I left an amazing [but comfortable] job, I walked away from controlling my workflow and purpose, and submitted to a cause bigger than myself. Coming alongside The A21 Campaign meant leaving my comfort zone and releasing my coiled, prying fingers from control. Ultimately, saying yes to God was saying no to a million other selfish desires.

But I forgot water walking isn’t indefinite. It isn’t permanent. It’s a moment of trusting the call of God. That’s it.

When Peter climbs out of the boat in Matthew 14, I wager to believe there was a moment of euphoria. Something like, Oh my God! Wait Jesus, that’s you, huh? Whatever. This is insane! But then something happened. The winds blew and fear overtook Peter. He saw his surroundings and realized he was in over his head. Literally.

As Peter began to drown, he called out to Jesus saying, Lord, save me! This is why I love Peter. He immediately called out to the one who could help him. Matthew documents that the very moment Peter cried out, Jesus was there to save him. In true Jesus fashion, he turns the rescue mission into a learning moment.

You of little faith, He said. Why did you doubt?

If I’m honest with you, I doubted. I got out of the boat, walked on water, got scared, cried out, and was saved. Again. And again. And again. Last year I failed to accomplish one fourth, 25%, a quarter of what I set out to do in 2011. I looked back at my lofty list of new years resolutions and licked my battle wounds. Guido kicked my butt and seemingly got the best of me.

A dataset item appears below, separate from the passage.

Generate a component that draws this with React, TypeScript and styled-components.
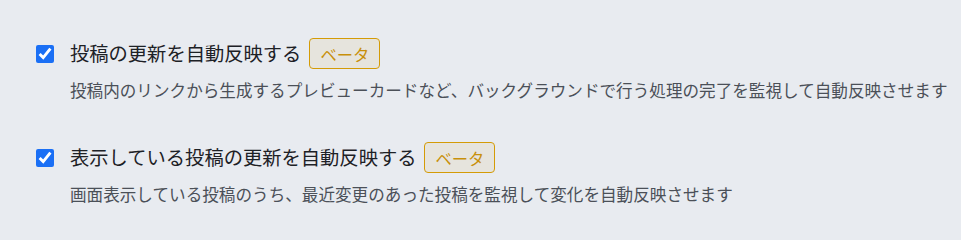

But I heard a still small voice whisper, You of little faith. Why do you doubt? [Obviously Jesus speaks to me in present tense.]

God doesn’t operate on my timeline. He isn’t swayed by my calendar appointments, Outlook requests, or meeting agendas. [And he definitely doesn’t give a rip about Guido!] God wants me to trust him. Plain and simple.

When I wrote yesterday that we can do all things through the power of Christ, I meant it. I’m living proof that you can get out of the boat, walk on water, flail around helplessly, and still accomplish what God wants you to do as long as you trust in his saving grace and ability to accomplish great things through simple people.

Now that 2011 is over and I’m determined to hold onto faith, I’m acting like a tough girl. Yeah, that’s right. A tough girl!

Hey Guido… shave your back hair!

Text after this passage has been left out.